Does Christmas excess challenge your values?

Claudine Blamey, chair of the ICRS and head of sustainability and stewardship at the Crown Estate, reflects on the importance of living our values at Christmas.


Does Christmas excess challenge your values?

Christmas can be stressful, there’s no news there, but flipping through a glossy magazine the other day, I was surprised to see that perhaps one very tangible cause of stress was nowhere to be seen in its ‘Christmas stress survival guide.’

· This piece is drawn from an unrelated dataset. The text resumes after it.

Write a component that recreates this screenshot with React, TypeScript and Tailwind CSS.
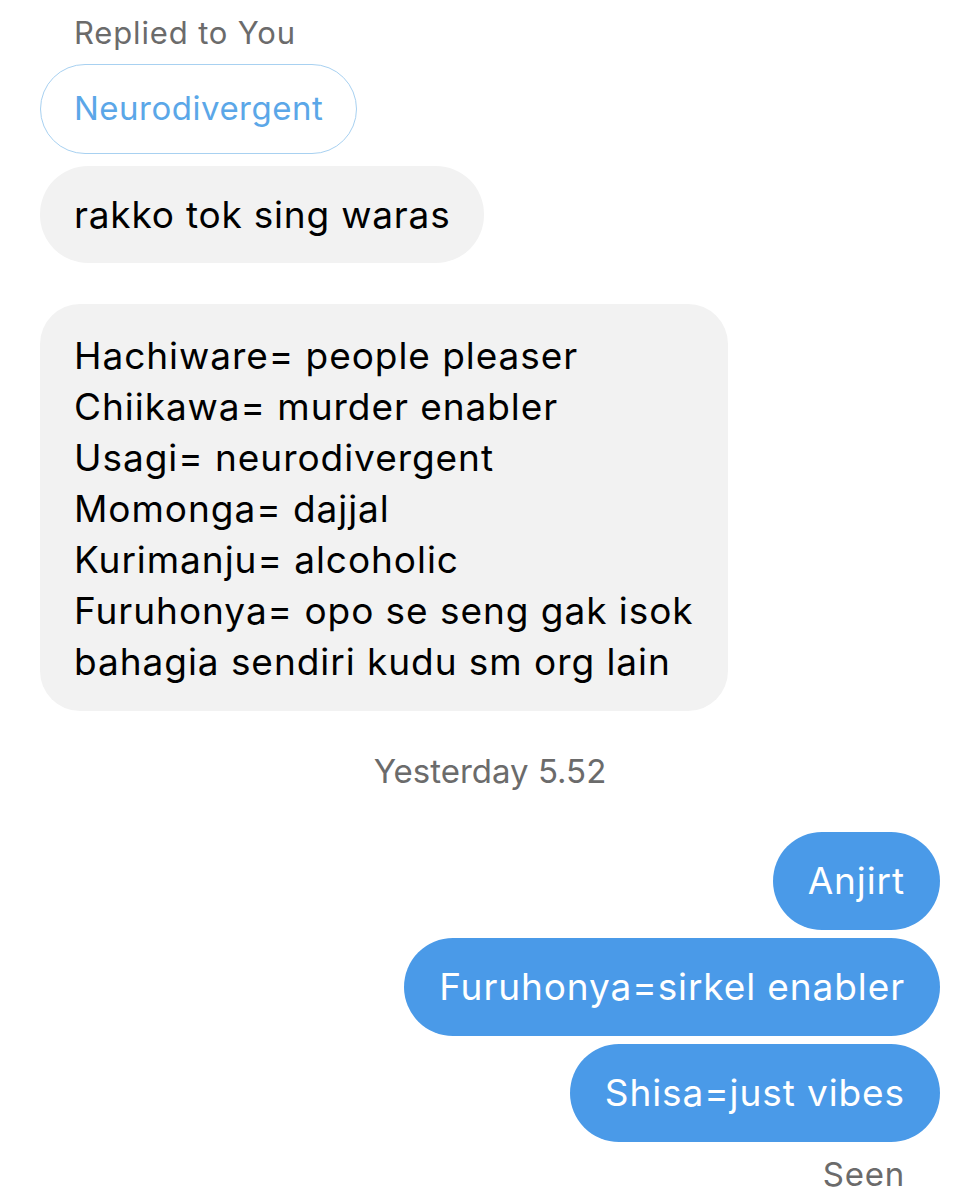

This type of article is everywhere at the moment – providing sage advice on everything from how to cook the perfect roast potato, dress to impress at the office party and wrap every gift as if you had an advanced degree in origami. However, no one mentions all the waste that is produced.

Food for the bin

Research by Unilever revealed that the equivalent of 4.2 million Christmas dinners were thrown away last year. To put that in context, that’s 263,000 turkeys and 740,000 puddings ending up in the bin. The waste is eye watering enough, but the cost of the wasted food – £64m is just as alarming.  However, when we consider how many people are hungry in the world, it’s hard not to be humbled by our collective profligacy.       

But it’s not just food that we waste. Around six million trees will be bought yet only 1.2 million will be recycled. We’ll use enough wrapping paper to gift-wrap Jersey (a staggering 52 square miles worth) and 41% of the toys children find under the tree will be broken within three months and on their way to landfill.

Embracing the season

For any of us who spend our lives trying to tread as lightly as possible on the Earth, Christmas can be an intellectual and emotional battle in which we find ourselves caught between what we believe to be right and an incredibly powerful and pervasive cultural norm around the idea of the ‘perfect’ Christmas. 

The problem is of course that mentioning any of these facts in the wrong company can quickly attract the ire of those who embrace the season with joyful abandon and no regard for the social or environmental cost.  Nobody wants to be the Christmas killjoy after all, but nor do we want to live incongruously.

Living our values is incredibly important, which is why ‘championing ethical behaviour’ is a key part of the Institute’s competency framework.  What that ultimately looks like will depend on the individual, but I firmly believe that we can stand aside from the excesses of Christmas and still embrace the season as joyfully, perhaps even more joyfully, as the next person.

Whatever your plans and however you intend to live your values this year, I’d like to wish you a very happy Christmas from everyone at the ICSR.

Claudine Blamey is chair of the ICRS and head of sustainability and stewardship at the Crown Estate.